In my constituency, I have probably the busiest custody suite in the whole country, and that is the end we have to start from.
We need to make sure that three things happen. First, people must be able to read, write and add up. I commend the Government for producing a league table of prisons that are achieving that. That is very good news. Secondly, we must get people off drugs. The Government are obviously very aware of that issue. Thirdly, we must think about veterans. I represent a naval garrison city with a large and growing Royal Marine population. I pay tribute to Trevor Philpott, who runs an organisation called Veterans Change Partnership that is seeking to change the justice system so that we do not get veterans in it in the first place. I encourage the justice system to make greater use of people who have served in the military as magistrates. That would be incredibly helpful, because at least they have some idea of what happens—
I am sorry, but I will not give way because I am very short of time.

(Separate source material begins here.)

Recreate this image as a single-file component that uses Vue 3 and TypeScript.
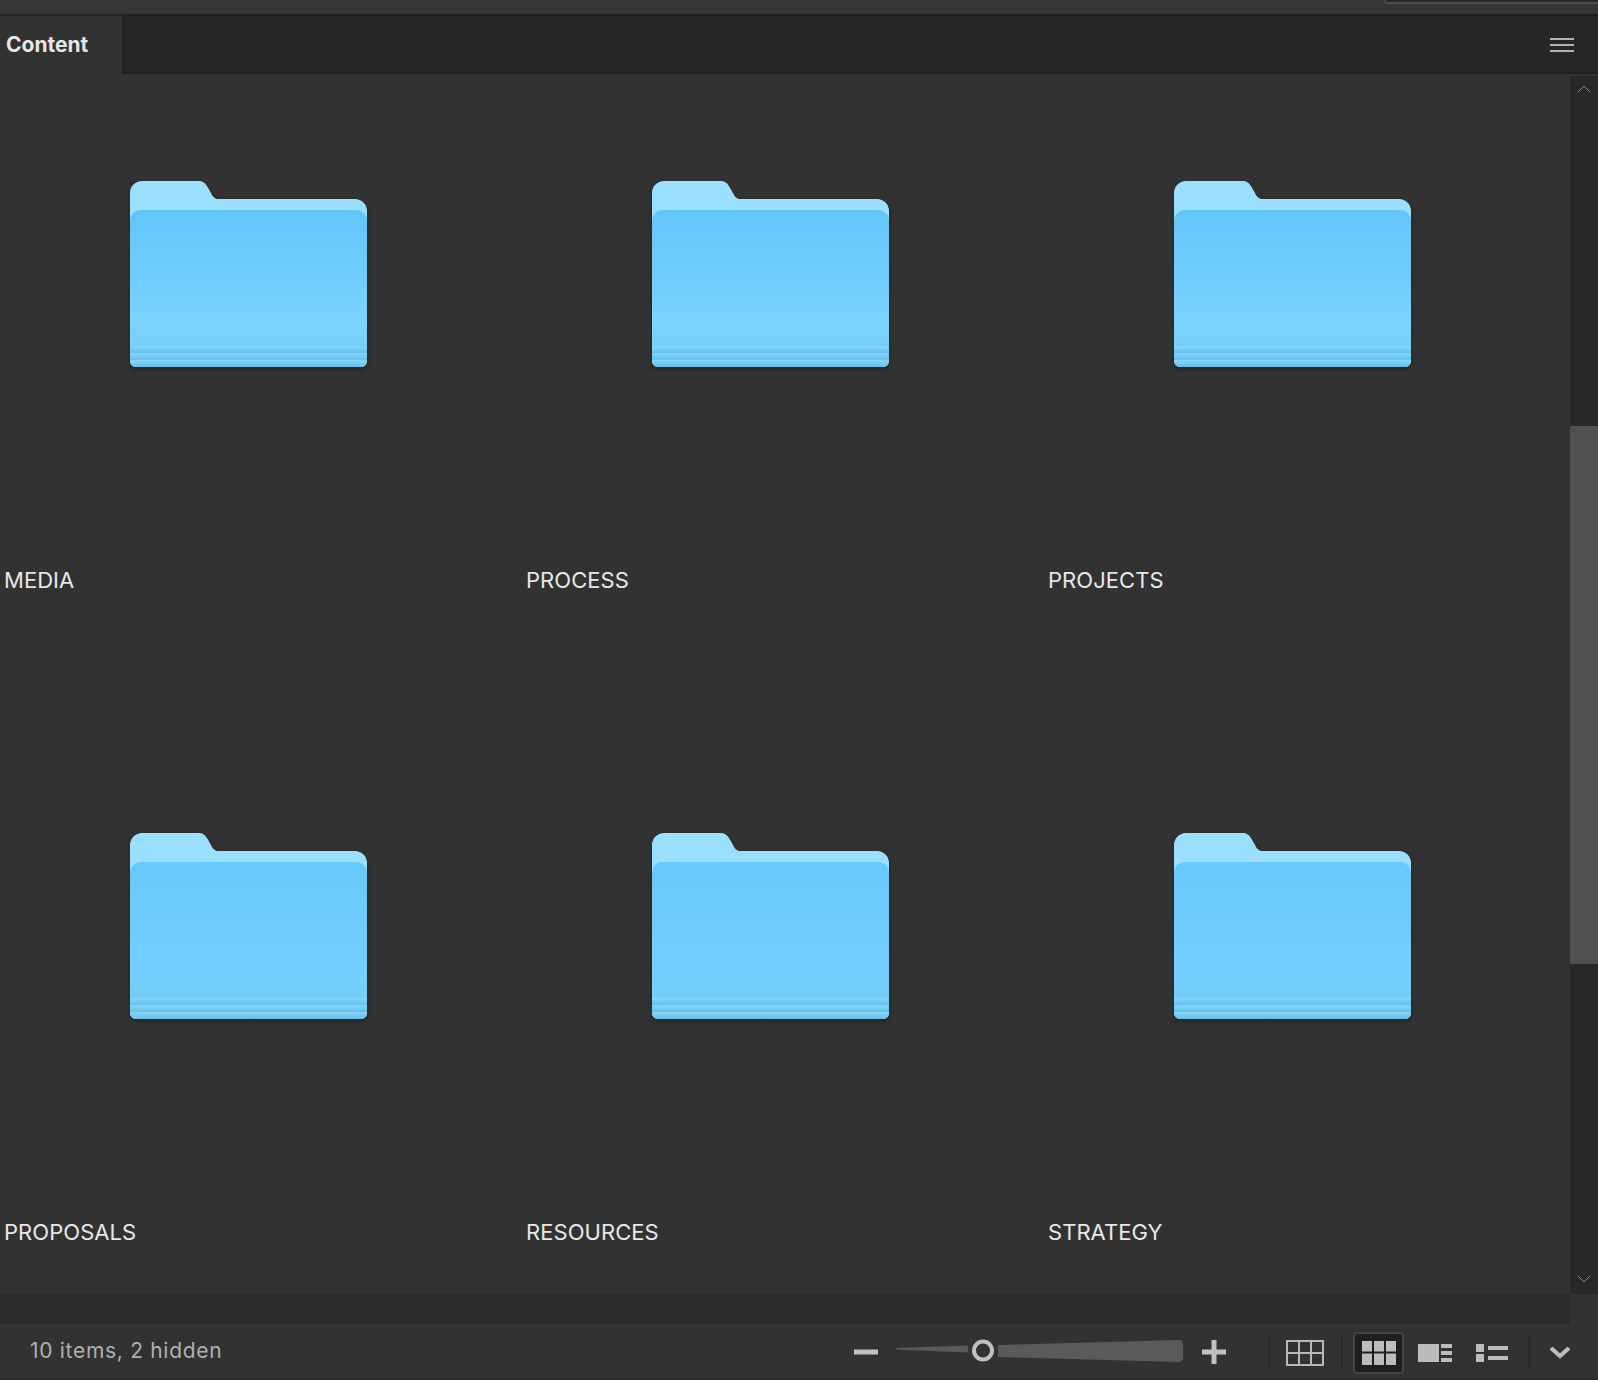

I am involved in an organisation called Forward Assist in which the shadow Northern Ireland Secretary, the hon. Member for Blaydon (Mr Anderson), has also been very involved. When I served on the Northern Ireland Affairs Committee, we went to Washington, where we learned how veterans are dealt with in veteran treatment courts. I urge the Government to examine at that in no uncertain terms, because it is vital that we get this right. We must also do something about mental health, where I ask the Government to look at better training for prison officers. Prison officers do a brilliantly good job. I have a lot of prison officers in my constituency who work just outside it in Dartmoor. I am really looking forward to visiting Exeter and Dartmoor prisons.